* Source data *
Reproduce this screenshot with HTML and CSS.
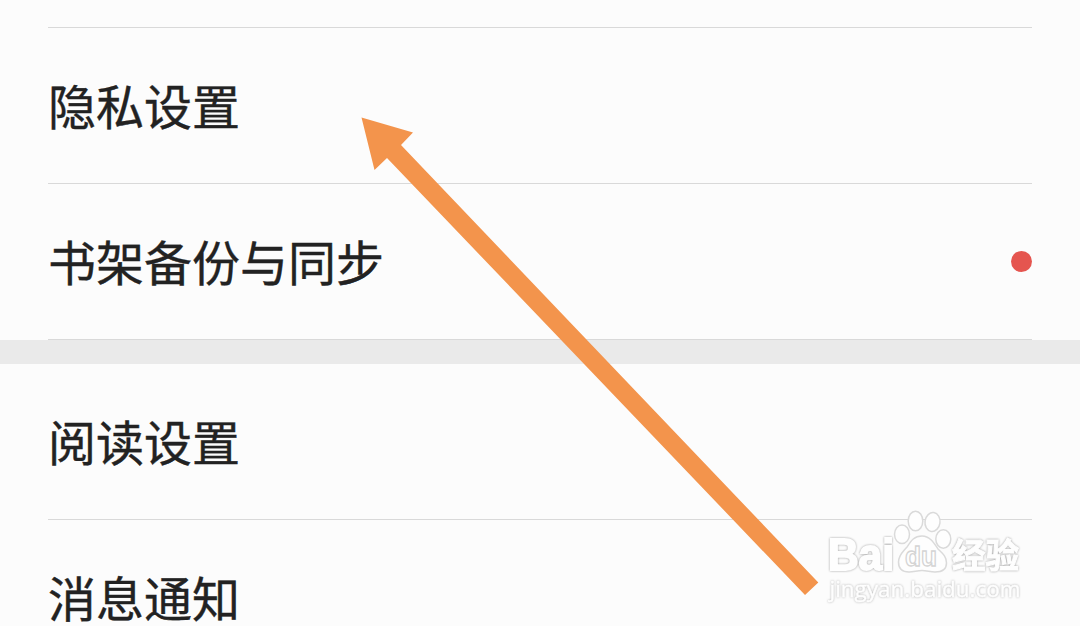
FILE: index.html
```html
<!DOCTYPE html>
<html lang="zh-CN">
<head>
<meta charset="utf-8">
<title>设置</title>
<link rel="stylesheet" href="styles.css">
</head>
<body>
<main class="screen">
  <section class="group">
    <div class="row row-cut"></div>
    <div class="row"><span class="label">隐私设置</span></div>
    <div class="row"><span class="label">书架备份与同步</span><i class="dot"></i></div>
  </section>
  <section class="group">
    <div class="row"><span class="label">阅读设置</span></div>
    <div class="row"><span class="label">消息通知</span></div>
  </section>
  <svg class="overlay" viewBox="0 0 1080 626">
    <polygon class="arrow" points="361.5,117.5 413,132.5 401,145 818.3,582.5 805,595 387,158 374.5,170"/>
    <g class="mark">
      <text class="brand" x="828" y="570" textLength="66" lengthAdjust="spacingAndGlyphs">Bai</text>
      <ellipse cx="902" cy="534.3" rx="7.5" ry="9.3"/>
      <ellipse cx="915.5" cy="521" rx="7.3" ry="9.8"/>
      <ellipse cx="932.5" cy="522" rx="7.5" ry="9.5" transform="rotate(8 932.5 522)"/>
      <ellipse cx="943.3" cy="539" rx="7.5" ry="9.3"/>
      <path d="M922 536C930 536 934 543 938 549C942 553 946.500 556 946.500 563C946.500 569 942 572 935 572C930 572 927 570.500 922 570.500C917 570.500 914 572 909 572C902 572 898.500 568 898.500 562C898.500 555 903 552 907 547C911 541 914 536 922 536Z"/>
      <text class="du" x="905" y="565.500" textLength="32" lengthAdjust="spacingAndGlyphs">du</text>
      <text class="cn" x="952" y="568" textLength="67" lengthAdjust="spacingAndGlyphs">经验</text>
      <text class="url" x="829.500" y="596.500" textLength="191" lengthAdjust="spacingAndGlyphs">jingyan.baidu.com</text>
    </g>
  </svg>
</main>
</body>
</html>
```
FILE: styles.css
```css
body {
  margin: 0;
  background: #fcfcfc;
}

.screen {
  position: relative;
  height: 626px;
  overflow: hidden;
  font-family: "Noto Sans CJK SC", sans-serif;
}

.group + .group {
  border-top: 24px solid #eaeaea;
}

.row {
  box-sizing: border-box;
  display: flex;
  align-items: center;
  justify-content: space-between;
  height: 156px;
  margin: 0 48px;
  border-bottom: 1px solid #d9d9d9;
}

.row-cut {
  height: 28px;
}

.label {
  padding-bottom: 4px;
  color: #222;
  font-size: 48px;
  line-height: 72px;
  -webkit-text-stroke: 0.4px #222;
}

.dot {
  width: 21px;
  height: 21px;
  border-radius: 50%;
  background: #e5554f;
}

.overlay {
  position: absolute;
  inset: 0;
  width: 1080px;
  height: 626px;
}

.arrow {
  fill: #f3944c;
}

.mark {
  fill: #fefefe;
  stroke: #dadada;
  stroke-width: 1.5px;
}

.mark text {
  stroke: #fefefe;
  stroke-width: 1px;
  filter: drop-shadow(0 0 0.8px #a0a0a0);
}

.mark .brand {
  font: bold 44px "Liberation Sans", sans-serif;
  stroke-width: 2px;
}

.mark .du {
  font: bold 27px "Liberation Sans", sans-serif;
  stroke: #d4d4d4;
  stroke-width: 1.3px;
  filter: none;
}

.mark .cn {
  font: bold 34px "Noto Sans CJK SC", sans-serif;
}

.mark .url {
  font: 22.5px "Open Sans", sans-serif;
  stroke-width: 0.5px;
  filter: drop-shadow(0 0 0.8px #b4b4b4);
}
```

* Task instructions *
Omit the pictures, then quote the rest of the material above exactly.

* Exercise response *
Reproduce this screenshot with HTML and CSS.
FILE: index.html
```html
<!DOCTYPE html>
<html lang="zh-CN">
<head>
<meta charset="utf-8">
<title>设置</title>
<link rel="stylesheet" href="styles.css">
</head>
<body>
<main class="screen">
  <section class="group">
    <div class="row row-cut"></div>
    <div class="row"><span class="label">隐私设置</span></div>
    <div class="row"><span class="label">书架备份与同步</span><i class="dot"></i></div>
  </section>
  <section class="group">
    <div class="row"><span class="label">阅读设置</span></div>
    <div class="row"><span class="label">消息通知</span></div>
  </section>
  <svg class="overlay" viewBox="0 0 1080 626">
    <polygon class="arrow" points="361.5,117.5 413,132.5 401,145 818.3,582.5 805,595 387,158 374.5,170"/>
    <g class="mark">
      <text class="brand" x="828" y="570" textLength="66" lengthAdjust="spacingAndGlyphs">Bai</text>
      <ellipse cx="902" cy="534.3" rx="7.5" ry="9.3"/>
      <ellipse cx="915.5" cy="521" rx="7.3" ry="9.8"/>
      <ellipse cx="932.5" cy="522" rx="7.5" ry="9.5" transform="rotate(8 932.5 522)"/>
      <ellipse cx="943.3" cy="539" rx="7.5" ry="9.3"/>
      <path d="M922 536C930 536 934 543 938 549C942 553 946.500 556 946.500 563C946.500 569 942 572 935 572C930 572 927 570.500 922 570.500C917 570.500 914 572 909 572C902 572 898.500 568 898.500 562C898.500 555 903 552 907 547C911 541 914 536 922 536Z"/>
      <text class="du" x="905" y="565.500" textLength="32" lengthAdjust="spacingAndGlyphs">du</text>
      <text class="cn" x="952" y="568" textLength="67" lengthAdjust="spacingAndGlyphs">经验</text>
      <text class="url" x="829.500" y="596.500" textLength="191" lengthAdjust="spacingAndGlyphs">jingyan.baidu.com</text>
    </g>
  </svg>
</main>
</body>
</html>
```
FILE: styles.css
```css
body {
  margin: 0;
  background: #fcfcfc;
}

.screen {
  position: relative;
  height: 626px;
  overflow: hidden;
  font-family: "Noto Sans CJK SC", sans-serif;
}

.group + .group {
  border-top: 24px solid #eaeaea;
}

.row {
  box-sizing: border-box;
  display: flex;
  align-items: center;
  justify-content: space-between;
  height: 156px;
  margin: 0 48px;
  border-bottom: 1px solid #d9d9d9;
}

.row-cut {
  height: 28px;
}

.label {
  padding-bottom: 4px;
  color: #222;
  font-size: 48px;
  line-height: 72px;
  -webkit-text-stroke: 0.4px #222;
}

.dot {
  width: 21px;
  height: 21px;
  border-radius: 50%;
  background: #e5554f;
}

.overlay {
  position: absolute;
  inset: 0;
  width: 1080px;
  height: 626px;
}

.arrow {
  fill: #f3944c;
}

.mark {
  fill: #fefefe;
  stroke: #dadada;
  stroke-width: 1.5px;
}

.mark text {
  stroke: #fefefe;
  stroke-width: 1px;
  filter: drop-shadow(0 0 0.8px #a0a0a0);
}

.mark .brand {
  font: bold 44px "Liberation Sans", sans-serif;
  stroke-width: 2px;
}

.mark .du {
  font: bold 27px "Liberation Sans", sans-serif;
  stroke: #d4d4d4;
  stroke-width: 1.3px;
  filter: none;
}

.mark .cn {
  font: bold 34px "Noto Sans CJK SC", sans-serif;
}

.mark .url {
  font: 22.5px "Open Sans", sans-serif;
  stroke-width: 0.5px;
  filter: drop-shadow(0 0 0.8px #b4b4b4);
}
```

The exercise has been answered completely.